Cosmological Constant II
It's raining today in San Francisco. So I'm inside watching the Michigan State , Kentucky basketball game with my pal Brian. I went to grad school with Brian- he was in the applied math dept. Last night we both decided to celebrate accepting faculty positions. Brian is the Ernest Hemmingway of math, he is quite the reniassance man, and check this-he is taking a faculty position at in Cairo, Egypt!
Friday, I finally mustered the confidence to explain my recent work on the cosmological constant to my colleague Amir-Kashani Poor who is a brilliant string theorist-more on the mathematical side. He recently wrote a very cool paper with Shamit-Kachru on flux compactification in string theory, a very important topic in string theory, of great technical and phenomenological relevance.
So how did I propose to solve the cosmological constant? Remember that in a previous entry, I tried to argue that the cosmological constant is a serious problem that affects microscopic and cosmological scales. It is the sum total of all contributions to the zero point (vacuum fluctuations) energy of all quantum fields. In this sense the vacuum energy influences gravity by causing acceleration of space-time. Observations on the expansion rate today and from the Cosmic Microwave background radiation tell us that the vacuum energy disagrees horribly with the prediction from our current physical theories. So the question to solve is: If the vacuum energy really is huge, why does it not gravitate as Einstein's theory of general relativity predicts? Of course, we could just assume that there is some magical cancellation which renders the cosmological constant small.
My insight was a simple one. I stared at the Einstein equations and realized that the cosmological constant manifests itself in two ways (rather than as a source of energy density with negative pressure, or curvature). This observation was staring at us but no one seemed to stare back and say hi to it. I did. . . It turns out that the CC shows up as a topological 'vacuum angle' in general relativity. Whats a vacuum angle, you might ponder? We are very familiar with vacuum angles in the theory of the strong interactions (QCD). This vacuum angle has no classical effects whatsoever, but since QCD is a quantum theory, it has serious consequences in the quantum domain.
In QCD a non vanishing vacuum angle violates CP (charge and spatial reflection symmetry) But we observe that the strong interactions to a great degree, respects CP from observing a very small electric dipole moment of the neutron-we would not be very healthy if the neutron had a huge electric dipole moment! Well I realized that in general relativity the cosmological constant (here I mean the bare cosmological constant) plays a similar role in violating Parity by manifesting itself as a vacuum angle. Then the solution was simple.
I employed the wisdom from QCD, a dynamical relaxation mechanism that was ingeniously constructed by Roberto Peccei and Helen Quinn (who is a Prof here at SLAC, and who also graciously taught me first hand the mechanism). The idea is straightforward. Peccei and Quinn realized that one can rotate away the vacuum angle interaction my making fermion masses complex. From quantum tunneling effects (Instanton effects) when these fermions get a vacuum expectation value a potential is generated. Now if we make the angle a dynamical field we get a potential which relaxes the vacuum angle to a very small value.
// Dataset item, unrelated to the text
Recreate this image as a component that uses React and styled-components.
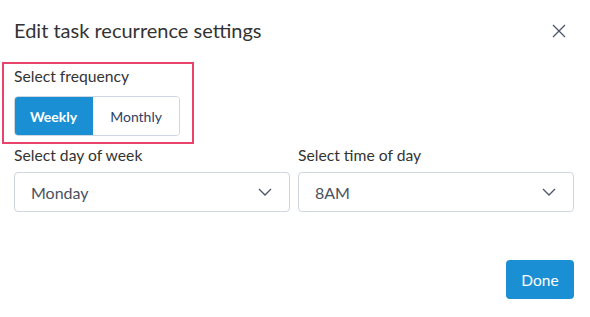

I was able to employ the same idea in gravity. My mechanism was slightly different though. I showed that if there is a massive fermion which ONLY couples to gravity then, if they condense in to a boson (like a Cooper pair) this condensation process generates a potential which relaxes the cosmological constant to nearly zero. Whats really going on physically? Two things.
One reason can be summarized with an analogy with superconductivity, the vacuum state with a huge cosmological constant is unstable-this instability is signalled by an energy gap which seperates this huge cosmological constant state and the small cosmological constant. The size of the gap is the difference in energy. This energy goes into making a condensate between the fermions (their binding energy), in a sense the fermions 'eat up' the would be cosmological constant. This process, naturally (mathematically speaking) relaxes the cosmological constant to the bottom of the potential.
As a result there is a new particle in the game, a condensate, which may possibly be a candidate for dark matter. So whats cool about this way of dealing with the cosmological constant problem is that in solving it we get dark matter out of it naturally (but I still need to calculate this effect-but then again this is a blog so I'm allowed to go off on some speculation)
Well I hope that this helps and that you blogodadaians have some good questions and criticisms for me. After all this is how I make progress.